Once upon a time I wrote about Sisyphus, that ne’er-do-well king in Greek mythology who found himself in Hell, pushing a boulder up a hill over and over again. Every time he pushed it up one side, the boulder would roll down the other. Then he would push it up the other side, and.. well… you get the idea: up and down, up and down, in an endless loop of futility and frustration.
The reason I brought up Sisyphus then was to compare him to some of you stuck in relationship hell. You’re in a relationship that’s never going to work and you know it, but you keep pushing that boulder up a hill and hoping for a different result (see Einstein’s definition of insanity). The relationship might even be pleasant, but deep in your heart you know he’s not the one, so you remain stuck in an endless loop of discontentment and disappointment.
These types of relationships are more common than you might think. If you ever find yourself in one, it could very well be with of these five types of men.
The One And Only
Remember when you were a girl and went shopping with your mom? You wanted to buy the first thing you saw that you liked, but Mom would say, “No, let’s look around and see what else we might find before we buy anything.” Is your love life the same? Are you still with the only boyfriend and lover you’ve ever had? That’s fine until tiny cracks start to appear in the relationship. That’s when you begin to wonder what you’ve missed out on. That’s when you start to question if you took the first decent guy who came along for love or convenience.
He’s hooked on something—booze, drugs, sex, gambling—and you both know it, but the problem is never acknowledged outright.
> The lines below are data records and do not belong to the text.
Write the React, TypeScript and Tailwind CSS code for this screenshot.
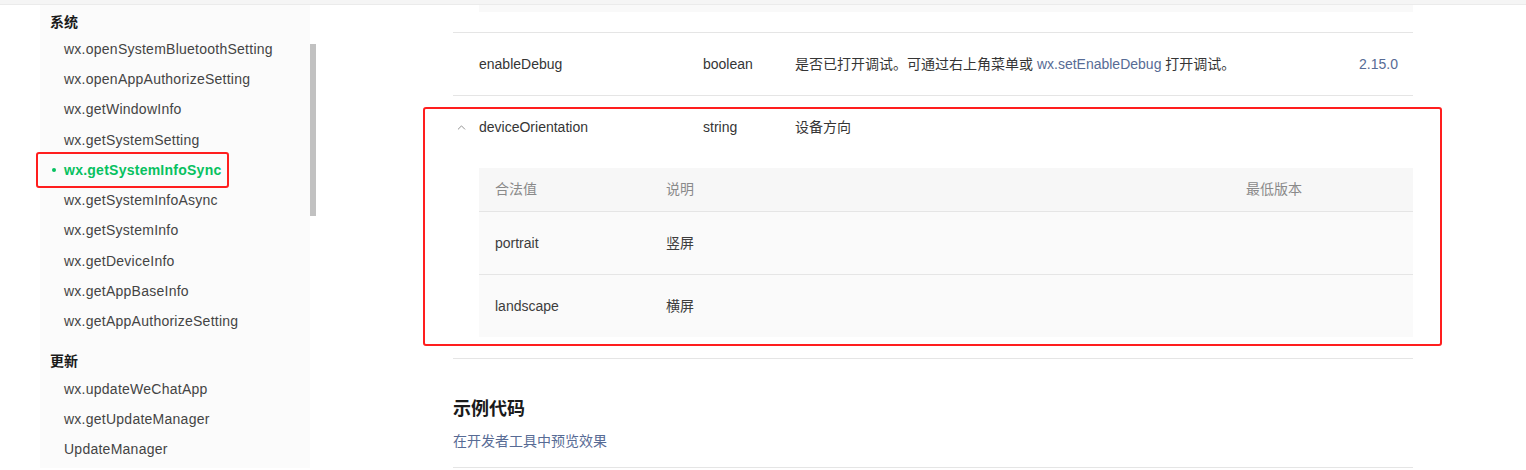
import { ChevronUp } from "lucide-react";

const systemItems = [
  "wx.openSystemBluetoothSetting",
  "wx.openAppAuthorizeSetting",
  "wx.getWindowInfo",
  "wx.getSystemSetting",
  "wx.getSystemInfoSync",
  "wx.getSystemInfoAsync",
  "wx.getSystemInfo",
  "wx.getDeviceInfo",
  "wx.getAppBaseInfo",
  "wx.getAppAuthorizeSetting",
];

const updateItems = ["wx.updateWeChatApp", "wx.getUpdateManager", "UpdateManager"];

const ACTIVE = "wx.getSystemInfoSync";

function NavItem({ label }: { label: string }) {
  const active = label === ACTIVE;
  return (
    <div className="relative flex h-[30.3px] items-center pl-[14px] tracking-[0.25px]">
      {active && (
        <>
          <span className="absolute left-[2px] top-1/2 h-[4px] w-[4px] -translate-y-1/2 rounded-full bg-[#07c160]" />
          <span className="pointer-events-none absolute -top-[3px] left-[-14px] h-[36px] w-[193px] rounded-[3px] border-2 border-[#ff1e1e]" />
        </>
      )}
      <span className={active ? "font-bold text-[#07c160]" : "text-[#444444]"}>{label}</span>
    </div>
  );
}

function Sidebar() {
  return (
    <div className="flex w-[316px] shrink-0">
      <div className="w-[40px] shrink-0 bg-white" />
      <div className="w-[270px] shrink-0 bg-[#fbfbfb] pl-[10px] pt-[7px] text-[14px]">
        <div className="flex h-[20px] items-center font-bold text-[#1a1a1a]">系统</div>
        <div className="mt-[2px]">
          {systemItems.map((item) => (
            <NavItem key={item} label={item} />
          ))}
        </div>
        <div className="mt-[15px] flex h-[20px] items-center font-bold text-[#1a1a1a]">更新</div>
        <div className="mt-[2px]">
          {updateItems.map((item) => (
            <NavItem key={item} label={item} />
          ))}
        </div>
      </div>
      <div className="w-[6px] shrink-0">
        <div className="mt-[39px] h-[172px] w-[6px] bg-[#c1c1c1]" />
      </div>
    </div>
  );
}

function SubTable() {
  const rows = [
    ["portrait", "竖屏"],
    ["landscape", "横屏"],
  ];
  return (
    <div className="ml-[26px] text-[14px]">
      <div className="flex h-[43px] items-center bg-[#f7f7f7] text-[#8a8a8a]">
        <div className="w-[187px] shrink-0 pl-[16px]">合法值</div>
        <div className="flex-1">说明</div>
        <div className="w-[167px] shrink-0">最低版本</div>
      </div>
      {rows.map(([value, desc]) => (
        <div key={value} className="flex h-[63px] items-center border-t border-[#e5e5e5] bg-[#fafafa] text-[#3d3d3d]">
          <div className="w-[187px] shrink-0 pl-[16px]">{value}</div>
          <div className="flex-1">{desc}</div>
          <div className="w-[167px] shrink-0" />
        </div>
      ))}
    </div>
  );
}

function Main() {
  return (
    <div className="flex-1 pl-[137px]">
      <div className="w-[960px] text-[14px] text-[#353535]">
        <div className="ml-[26px] h-[7px] bg-[#f9f9f9]" />
        <div className="mt-[20px] border-t border-[#e5e5e5]" />

        <div className="flex h-[62px] items-center">
          <div className="w-[250px] shrink-0 pl-[26px]">enableDebug</div>
          <div className="w-[92px] shrink-0">boolean</div>
          <div className="flex-1">
            是否已打开调试。可通过右上角菜单或 <span className="text-[#576b95]">wx.setEnableDebug</span> 打开调试。
          </div>
          <div className="w-[80px] shrink-0 pr-[15px] text-right text-[#576b95]">2.15.0</div>
        </div>

        <div className="relative border-t border-[#e5e5e5]">
          <div className="pointer-events-none absolute left-[-30px] right-[-29px] top-[11px] h-[239px] rounded-[3px] border-2 border-[#ff1e1e]" />
          <div className="flex h-[62px] items-center">
            <div className="flex w-[250px] shrink-0 items-center">
              <div className="flex w-[26px] shrink-0 justify-start pl-[2px]">
                <ChevronUp className="h-[13px] w-[13px] text-[#7a7a7a]" strokeWidth={1.5} />
              </div>
              <span>deviceOrientation</span>
            </div>
            <div className="w-[92px] shrink-0">string</div>
            <div className="flex-1">设备方向</div>
          </div>
          <div className="pt-[10px]">
            <SubTable />
          </div>
          <div className="h-[21px]" />
        </div>

        <div className="border-t border-[#e5e5e5]" />

        <div className="mt-[38px] flex h-[24px] items-center text-[18px] font-bold text-[#1a1a1a]">示例代码</div>
        <div className="mt-[10px] flex h-[20px] items-center text-[#576b95]">在开发者工具中预览效果</div>
        <div className="mt-[16px] border-t border-[#e5e5e5]" />
      </div>
    </div>
  );
}

export default function App() {
  return (
    <div
      className="h-[470px] w-[1526px] overflow-hidden bg-white"
      style={{ fontFamily: '"Liberation Sans", "Noto Sans CJK SC", sans-serif' }}
    >
      <div className="h-[5px] border-b border-[#ebebeb] bg-[#f5f5f5]" />
      <div className="flex">
        <Sidebar />
        <Main />
      </div>
    </div>
  );
}
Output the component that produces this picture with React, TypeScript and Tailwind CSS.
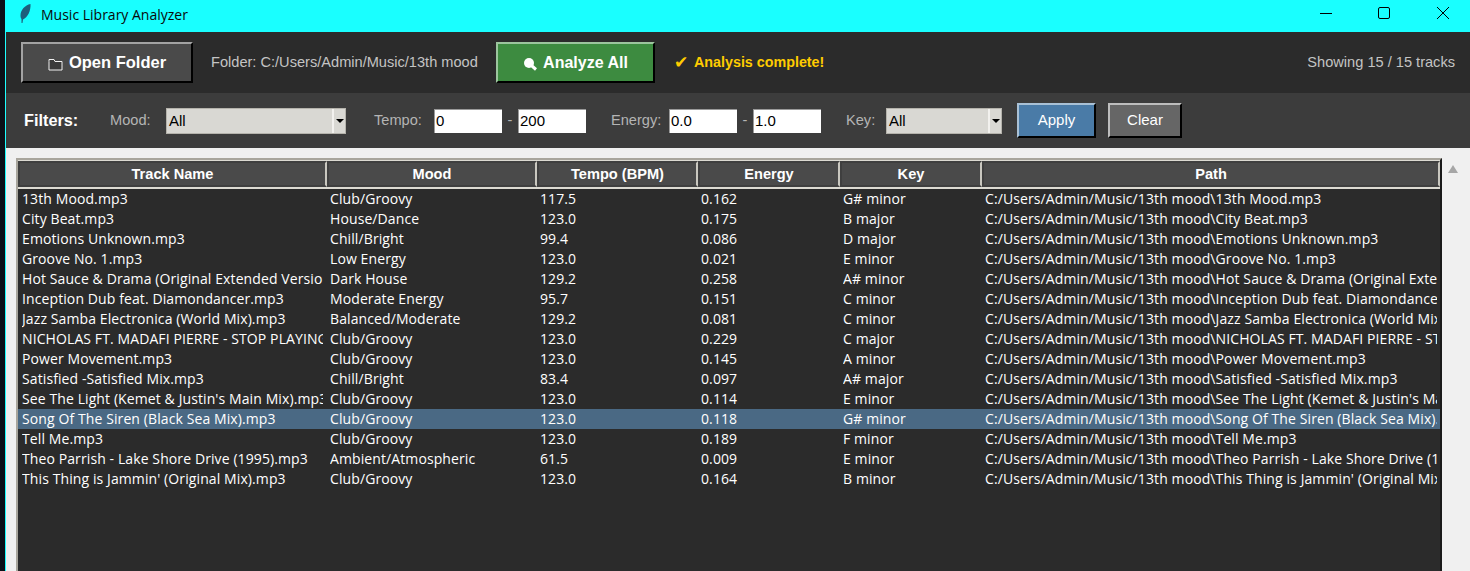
const tracks = [
  ['13th Mood.mp3', 'Club/Groovy', '117.5', '0.162', 'G# minor', '13th Mood.mp3'],
  ['City Beat.mp3', 'House/Dance', '123.0', '0.175', 'B major', 'City Beat.mp3'],
  ['Emotions Unknown.mp3', 'Chill/Bright', '99.4', '0.086', 'D major', 'Emotions Unknown.mp3'],
  ['Groove No. 1.mp3', 'Low Energy', '123.0', '0.021', 'E minor', 'Groove No. 1.mp3'],
  ['Hot Sauce & Drama (Original Extended Version).mp3', 'Dark House', '129.2', '0.258', 'A# minor', 'Hot Sauce & Drama (Original Extended Version).mp3'],
  ['Inception Dub feat. Diamondancer.mp3', 'Moderate Energy', '95.7', '0.151', 'C minor', 'Inception Dub feat. Diamondancer.mp3'],
  ['Jazz Samba Electronica (World Mix).mp3', 'Balanced/Moderate', '129.2', '0.081', 'C minor', 'Jazz Samba Electronica (World Mix).mp3'],
  ['NICHOLAS FT. MADAFI PIERRE - STOP PLAYING.mp3', 'Club/Groovy', '123.0', '0.229', 'C major', 'NICHOLAS FT. MADAFI PIERRE - STOP PLAYING.mp3'],
  ['Power Movement.mp3', 'Club/Groovy', '123.0', '0.145', 'A minor', 'Power Movement.mp3'],
  ['Satisfied -Satisfied Mix.mp3', 'Chill/Bright', '83.4', '0.097', 'A# major', 'Satisfied -Satisfied Mix.mp3'],
  ["See The Light (Kemet & Justin's Main Mix).mp3", 'Club/Groovy', '123.0', '0.114', 'E minor', "See The Light (Kemet & Justin's Main Mix).mp3"],
  ['Song Of The Siren (Black Sea Mix).mp3', 'Club/Groovy', '123.0', '0.118', 'G# minor', 'Song Of The Siren (Black Sea Mix).mp3'],
  ['Tell Me.mp3', 'Club/Groovy', '123.0', '0.189', 'F minor', 'Tell Me.mp3'],
  ['Theo Parrish - Lake Shore Drive (1995).mp3', 'Ambient/Atmospheric', '61.5', '0.009', 'E minor', 'Theo Parrish - Lake Shore Drive (1995).mp3'],
  ["This Thing is Jammin' (Original Mix).mp3", 'Club/Groovy', '123.0', '0.164', 'B minor', "This Thing is Jammin' (Original Mix).mp3"],
];

const headers = ['Track Name', 'Mood', 'Tempo (BPM)', 'Energy', 'Key', 'Path'];
const columns = 'grid grid-cols-[308px_210px_161px_142px_142px_459px]';
const cell = 'overflow-hidden whitespace-nowrap ml-[4px] mr-[3px]';

function Combo({ width }: { width: string }) {
  return (
    <div className={`${width} h-[26px] flex items-stretch border border-[#b5b3ac] bg-[#d9d8d3] text-[15px] text-black`}>
      <span className="flex-1 pl-[2px] leading-[24px]">All</span>
      <span className="w-[13px] flex items-center justify-center border-l-2 border-[#f2f1ee] bg-[#d9d8d3]">
        <span className="border-x-[4px] border-t-[4px] border-x-transparent border-t-black" />
      </span>
    </div>
  );
}

function NumberBox({ value }: { value: string }) {
  return (
    <div className="w-[68px] h-[24px] bg-white border-l border-t border-[#9a9a9a] pl-[1px] text-[15px] leading-[22px] text-black">
      {value}
    </div>
  );
}

export default function App() {
  return (
    <div className="h-[571px] w-[1470px] flex overflow-hidden bg-[#0b1118]" style={{ fontFamily: '"Liberation Sans", sans-serif' }}>
      <div className="w-[5px] shrink-0 bg-[#0b1118]" />
      <div className="flex-1 min-w-0 flex flex-col border-l border-[#1effff]">
        {/* Title bar */}
        <div className="h-[32px] shrink-0 bg-[#19ffff] flex items-center pb-[4px] text-black">
          <svg className="ml-[11px]" width="18" height="20" viewBox="0 0 18 20">
            <path d="M13.500 0C8 1 3.500 6 3.500 11.500c0 1.500.3 2.500 1 3.500L4.500 19h1L6 15.500C10.500 13.500 14 7 13.500 0Z" fill="#1d5f7c" />
          </svg>
          <span className="ml-[6px] text-[14px] text-[#0a0a0a]" style={{ fontFamily: '"Open Sans", sans-serif' }}>
            Music Library Analyzer
          </span>
          <div className="ml-auto mb-[2px] flex items-center">
            <svg width="12" height="12" viewBox="0 0 12 12" className="mr-[46px]"><path d="M0 6.500H12" stroke="#000" /></svg>
            <svg width="12" height="12" viewBox="0 0 12 12" className="mr-[47px]"><rect x=".5" y=".5" width="11" height="11" rx="1.500" fill="none" stroke="#000" /></svg>
            <svg width="12" height="12" viewBox="0 0 12 12" className="mr-[21px]"><path d="M0 0 12 12M12 0 0 12" stroke="#000" /></svg>
          </div>
        </div>

        {/* Toolbar */}
        <div className="h-[61px] shrink-0 bg-[#2b2b2b] flex items-center pl-[15px] pr-[15px]">
          <button className="w-[172px] h-[41px] flex items-center justify-center gap-[6px] bg-[#4a4a4a] border-2 border-t-[#a3a3a3] border-l-[#a3a3a3] border-r-black border-b-black text-[16.500px] font-bold text-white">
            <svg width="15" height="13" viewBox="0 0 15 13" className="mt-[3px]">
              <path d="M1 3.500V1.500H6L7 3.500H14V12H1Z" fill="#3b3b3b" stroke="#f2f2f2" />
            </svg>
            Open Folder
          </button>
          <span className="ml-[18px] w-[285px] text-[14.600px] text-[#c4c4c4]">Folder: C:/Users/Admin/Music/13th mood</span>
          <button className="w-[159px] h-[41px] flex items-center justify-center gap-[6px] bg-[#3d8b40] border-2 border-t-[#9cc59e] border-l-[#9cc59e] border-r-black border-b-black text-[16px] font-bold text-white">
            <svg width="14" height="14" viewBox="0 0 14 14" className="mt-[3px]">
              <circle cx="6" cy="6" r="5" fill="#fff" />
              <path d="M9 9 13 12.500" stroke="#fff" strokeWidth="3" />
            </svg>
            Analyze All
          </button>
          <span className="ml-[19px] w-[20px] text-[17px] leading-none text-[#ffcc00]" style={{ fontFamily: '"DejaVu Sans", sans-serif' }}>✔</span>
          <span className="text-[14.300px] font-bold text-[#ffcc00]">Analysis complete!</span>
          <span className="ml-auto text-[14.600px] text-[#c4c4c4]">Showing 15 / 15 tracks</span>
        </div>

        {/* Filter bar */}
        <div className="h-[55px] shrink-0 bg-[#3c3c3c] flex items-center pl-[18px] text-[14.600px] text-[#b4b4b4]">
          <span className="w-[86px] text-[16.300px] font-bold text-white">Filters:</span>
          <span className="w-[56px]">Mood:</span>
          <Combo width="w-[180px]" />
          <span className="ml-[28px] w-[60px]">Tempo:</span>
          <NumberBox value="0" />
          <span className="w-[16px] text-center">-</span>
          <NumberBox value="200" />
          <span className="ml-[25px] w-[58px]">Energy:</span>
          <NumberBox value="0.0" />
          <span className="w-[16px] text-center">-</span>
          <NumberBox value="1.0" />
          <span className="ml-[25px] w-[40px]">Key:</span>
          <Combo width="w-[116px]" />
          <button className="ml-[15px] w-[79px] h-[35px] bg-[#4a7ba7] border-2 border-t-[#a9c1d6] border-l-[#a9c1d6] border-r-black border-b-black text-[15px] text-white">
            Apply
          </button>
          <button className="ml-[12px] w-[74px] h-[35px] bg-[#666666] border-2 border-t-[#bdbdbd] border-l-[#bdbdbd] border-r-black border-b-black text-[15px] text-white">
            Clear
          </button>
        </div>

        {/* Track table */}
        <div className="flex-1 min-h-0 bg-[#f0f0f0] flex pl-[10px] pt-[10px]">
          <div className="w-[1426px] border-2 border-b-0 border-[#a8a59c] border-r-[#1a1a1a] bg-[#2b2b2b] overflow-hidden text-[14px] tracking-[0.1px] text-white" style={{ fontFamily: '"Open Sans", sans-serif' }}>
            <div className="grid grid-cols-[309px_210px_161px_142px_142px_458px] h-[29px] border-t border-[#dcdad2] border-b-2 border-b-[#dcdad2]">
              {headers.map((header) => (
                <div
                  key={header}
                  className="bg-[#4a4a4a] border-2 border-[#3f3f3f] border-r-[#c9c7bf] text-center text-[14.600px] font-bold tracking-normal leading-[22px] text-white"
                  style={{ fontFamily: '"Liberation Sans", sans-serif' }}
                >
                  {header}
                </div>
              ))}
            </div>
            {tracks.map((track, index) => (
              <div key={track[0]} className={`${columns} h-[20px] leading-[20px] ${index === 11 ? 'bg-[#4a6984]' : ''}`}>
                <div className={cell}>{track[0]}</div>
                <div className={cell}>{track[1]}</div>
                <div className={cell}>{track[2]}</div>
                <div className={cell}>{track[3]}</div>
                <div className={cell}>{track[4]}</div>
                <div className={cell}>C:/Users/Admin/Music/13th mood\{track[5]}</div>
              </div>
            ))}
          </div>
          <div className="ml-[6px] mt-[7px] h-0 w-0 border-x-[5px] border-b-[8px] border-x-transparent border-b-[#a6a6a6]" />
        </div>
      </div>
    </div>
  );
}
He keeps it together most of the time, but the crisis moments come more and more often. That’s when he promises to cut back, do better, get it together, and he does for a while, but it never lasts. He needs help but he won’t get it because he refuses to believe he has a problem. You keep convincing yourself he will magically overcome his addiction one day, so you stick around. How patient are you with misery?
Handsome, ambitious, smart, funny. What’s not to love? Oh yeah—he’s a dead fish, in and out of the bedroom. No passion, no romance, very little sex, and what sex you get is terrible. Orgasm? What’s that? You try to talk to him about your dissatisfaction, but it only leads to fights and hurt feelings. He’s a good man; why are you making such a big deal out of passion, you ask yourself? Because sex and passion are important, that’s why. You want to feel loved and desired. People can live without physical satisfaction for a while, but let’s see how you feel in a few years.
The man you married years ago is not the same man you’re married to now. Nor are you the same person. People change, as do relationships. Things happen: stress, money problems, health problems, fights. Over time, fondness fades and resentments build. One day you wake up and realize you’re no longer compatible with the guy in bed next to you. Now what? Do you leave and shake up your entire life, or settle for a relationship that no longer makes you happy?
The One With The Funds
You are trapped in an unhappy marriage for financial reasons; if that’s not Hell, I don’t know what is. You can’t leave because he makes all the income. You haven’t worked in years. You don’t know how you will get by on your own. So you stay. And you stay unhappy.
If one of these scenarios reflects your life, I’m sorry. The good news is that unlike Sisyphus, you are not stuck in an endless loop. You can do something about your problem. Easier said than done, I know. Change is scary, but then so is settling for unhappiness in a relationship that will never change when there’s a better life for you out there somewhere.
Life is short. May you find the courage to seek and find your happiness.